Personal information
- Full name: Andrew Michael Staunton
- Born: May 18, 1979 (age 47) Campsie, Sydney, New South Wales
- Batting: Right-handed
- Bowling: Right-arm fast-medium

Domestic team information
- South Australia

Career statistics
| Competition | FC |
| Matches | 1 |
| Runs scored | 4 |
| Batting average | – |
| 100s/50s | 0/0 |
| Top score | 3* |
| Balls bowled | 144 |
| Wickets | 1 |
| Bowling average | 92.00 |
| 5 wickets in innings | 0 |
| 10 wickets in match | 0 |
| Best bowling | 1/92 |
| Catches/stumpings | 0/0 |
- Source: Cricinfo, 3 December 2025

= Andrew Staunton =

Australian cricketer

Andrew Staunton (born 18 May 1979) is an Australian cricketer. He played in one first-class match for South Australia in 2003. He took one wicket, that of Andrew Symonds.
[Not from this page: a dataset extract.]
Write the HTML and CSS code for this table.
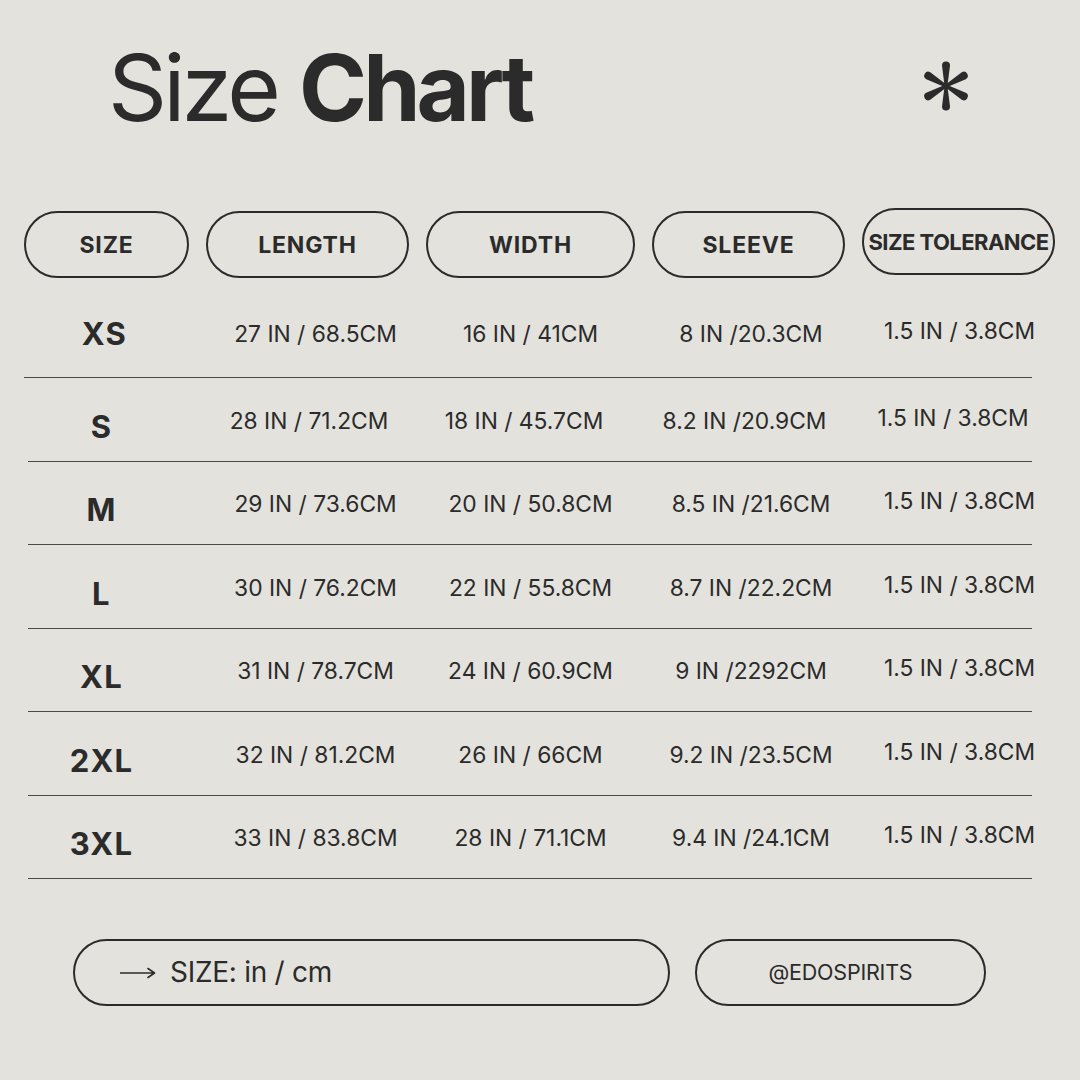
FILE: index.html
```html
<!DOCTYPE html>
<html lang="en">
<head>
<meta charset="utf-8">
<title>Size Chart</title>
<link rel="stylesheet" href="styles.css">
</head>
<body>
<div class="page">
  <header class="top">
    <h1 class="title">Size <strong>Chart</strong></h1>
    <svg class="star" width="54" height="54" viewBox="-27 -27 54 54" aria-hidden="true">
      <g fill="#2b2b2b">
        <path d="M-1.4 0 L-4 -20.5 A4 4 0 0 1 4 -20.5 L1.4 0 Z"/>
        <path d="M-1.4 0 L-4 -20.5 A4 4 0 0 1 4 -20.5 L1.4 0 Z" transform="rotate(60)"/>
        <path d="M-1.4 0 L-4 -20.5 A4 4 0 0 1 4 -20.5 L1.4 0 Z" transform="rotate(120)"/>
        <path d="M-1.4 0 L-4 -20.5 A4 4 0 0 1 4 -20.5 L1.4 0 Z" transform="rotate(180)"/>
        <path d="M-1.4 0 L-4 -20.5 A4 4 0 0 1 4 -20.5 L1.4 0 Z" transform="rotate(240)"/>
        <path d="M-1.4 0 L-4 -20.5 A4 4 0 0 1 4 -20.5 L1.4 0 Z" transform="rotate(300)"/>
        <circle r="2.8"/>
      </g>
    </svg>
  </header>

  <div class="heads">
    <div class="pill">SIZE</div>
    <div class="pill">LENGTH</div>
    <div class="pill">WIDTH</div>
    <div class="pill">SLEEVE</div>
    <div class="pill pill-tol">SIZE TOLERANCE</div>
  </div>

  <div class="table">
    <div class="row">
      <div class="c c-size">XS</div>
      <div class="c c-len">27 IN / 68.5CM</div>
      <div class="c c-wid">16 IN / 41CM</div>
      <div class="c c-sl">8 IN /20.3CM</div>
      <div class="c c-tol">1.5 IN / 3.8CM</div>
    </div>
    <div class="row row-s">
      <div class="c c-size">S</div>
      <div class="c c-len">28 IN / 71.2CM</div>
      <div class="c c-wid">18 IN / 45.7CM</div>
      <div class="c c-sl">8.2 IN /20.9CM</div>
      <div class="c c-tol">1.5 IN / 3.8CM</div>
    </div>
    <div class="row">
      <div class="c c-size">M</div>
      <div class="c c-len">29 IN / 73.6CM</div>
      <div class="c c-wid">20 IN / 50.8CM</div>
      <div class="c c-sl">8.5 IN /21.6CM</div>
      <div class="c c-tol">1.5 IN / 3.8CM</div>
    </div>
    <div class="row">
      <div class="c c-size">L</div>
      <div class="c c-len">30 IN / 76.2CM</div>
      <div class="c c-wid">22 IN / 55.8CM</div>
      <div class="c c-sl">8.7 IN /22.2CM</div>
      <div class="c c-tol">1.5 IN / 3.8CM</div>
    </div>
    <div class="row">
      <div class="c c-size">XL</div>
      <div class="c c-len">31 IN / 78.7CM</div>
      <div class="c c-wid">24 IN / 60.9CM</div>
      <div class="c c-sl">9 IN /2292CM</div>
      <div class="c c-tol">1.5 IN / 3.8CM</div>
    </div>
    <div class="row">
      <div class="c c-size">2XL</div>
      <div class="c c-len">32 IN / 81.2CM</div>
      <div class="c c-wid">26 IN / 66CM</div>
      <div class="c c-sl">9.2 IN /23.5CM</div>
      <div class="c c-tol">1.5 IN / 3.8CM</div>
    </div>
    <div class="row">
      <div class="c c-size">3XL</div>
      <div class="c c-len">33 IN / 83.8CM</div>
      <div class="c c-wid">28 IN / 71.1CM</div>
      <div class="c c-sl">9.4 IN /24.1CM</div>
      <div class="c c-tol">1.5 IN / 3.8CM</div>
    </div>
  </div>

  <footer class="foot">
    <div class="fpill fpill-unit">
      <svg class="arrow" width="36" height="12" viewBox="0 0 36 12" aria-hidden="true">
        <path d="M0 6 H34 M28 1.5 L34.5 6 L28 10.5" fill="none" stroke="#2b2b2b" stroke-width="1.6" stroke-linecap="round" stroke-linejoin="round"/>
      </svg>
      <span>SIZE: in / cm</span>
    </div>
    <div class="fpill fpill-handle">@EDOSPIRITS</div>
  </footer>
</div>
</body>
</html>
```

FILE: styles.css
```css
* { box-sizing: border-box; }

html, body {
  margin: 0;
  padding: 0;
}

body {
  background: #e3e2dd;
  color: #2b2b2b;
  font-family: Inter, "Noto Sans", "Liberation Sans", sans-serif;
}

.page {
  width: 1080px;
  height: 1080px;
  overflow: hidden;
}

.top {
  display: flex;
  align-items: center;
  justify-content: space-between;
  padding: 42px 107px 0 108px;
}

.title {
  margin: 0;
  font-size: 92px;
  line-height: 1;
  font-weight: 400;
  letter-spacing: -0.042em;
}

.title strong {
  font-weight: 700;
}

.star {
  display: block;
  margin-top: -4px;
}

.heads {
  display: grid;
  grid-template-columns: 165px 203px 209px 193px 193px;
  column-gap: 17px;
  align-items: start;
  padding-left: 24px;
  margin-top: 77px;
}

.pill {
  height: 67px;
  border: 2px solid #2b2b2b;
  border-radius: 34px;
  display: flex;
  align-items: center;
  justify-content: center;
  font-weight: 700;
  font-size: 23px;
  letter-spacing: 0.035em;
}

.pill-tol {
  margin-top: -3px;
  font-size: 22px;
  letter-spacing: -0.025em;
  white-space: nowrap;
}

.table {
  margin-top: 17px;
  width: 1008px;
  margin-left: 24px;
}

.row {
  display: grid;
  grid-template-columns: 165px 203px 209px 193px 193px;
  column-gap: 17px;
  align-items: center;
  height: 83.5px;
  background: linear-gradient(#4a4a4a, #4a4a4a) no-repeat 4px 100% / calc(100% - 4px) 1.3px;
}

.row:first-child {
  background-position: 0 100%;
  background-size: 100% 1.3px;
}

.c {
  text-align: center;
  font-size: 22.8px;
  white-space: nowrap;
}

.row .c-size {
  font-weight: 700;
  font-size: 31px;
  letter-spacing: 0.04em;
  padding-top: 12px;
  margin-left: -5px;
  margin-right: 5px;
}

.row:first-child .c { padding-bottom: 6px; }

.row:first-child .c-size {
  padding-top: 0;
  margin-left: -2px;
  margin-right: 2px;
}

.row .c-len { padding-left: 16px; }
.row .c-wid { padding-left: 0; }
.row .c-sl { padding-left: 5px; }
.row .c-tol { padding-bottom: 6px; padding-left: 2px; }
.row:first-child .c-tol { padding-bottom: 12px; }

.row-s .c-len { padding-left: 3px; }
.row-s .c-wid { padding-right: 13px; }
.row-s .c-sl { padding-left: 0; padding-right: 8px; }
.row-s .c-tol { padding-left: 0; padding-right: 11px; }

.foot {
  display: flex;
  gap: 25px;
  padding-left: 73px;
  margin-top: 59px;
}

.fpill {
  height: 67px;
  border: 2px solid #2b2b2b;
  border-radius: 34px;
  display: flex;
  align-items: center;
}

.fpill-unit {
  width: 597px;
  padding-left: 45px;
  gap: 14px;
  font-size: 28px;
  letter-spacing: -0.01em;
}

.arrow {
  display: block;
  margin-top: 2px;
}

.fpill-handle {
  width: 291px;
  justify-content: center;
  font-size: 21.5px;
  letter-spacing: -0.01em;
}
```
Staunton grew up in Sydney, and played for the New South Wales second XI. He moved from Sydney to Adelaide in 2003 to further his career, and made his debut for South Australia that year.

Staunton played for Southern Districts Cricket Club and later coached them for several years, winning a premiership in 2016. Club president Harvey Jolly noted at the time of the premiership that Staunton's "passion, enthusiasm and never-say-die attitude" were infectious.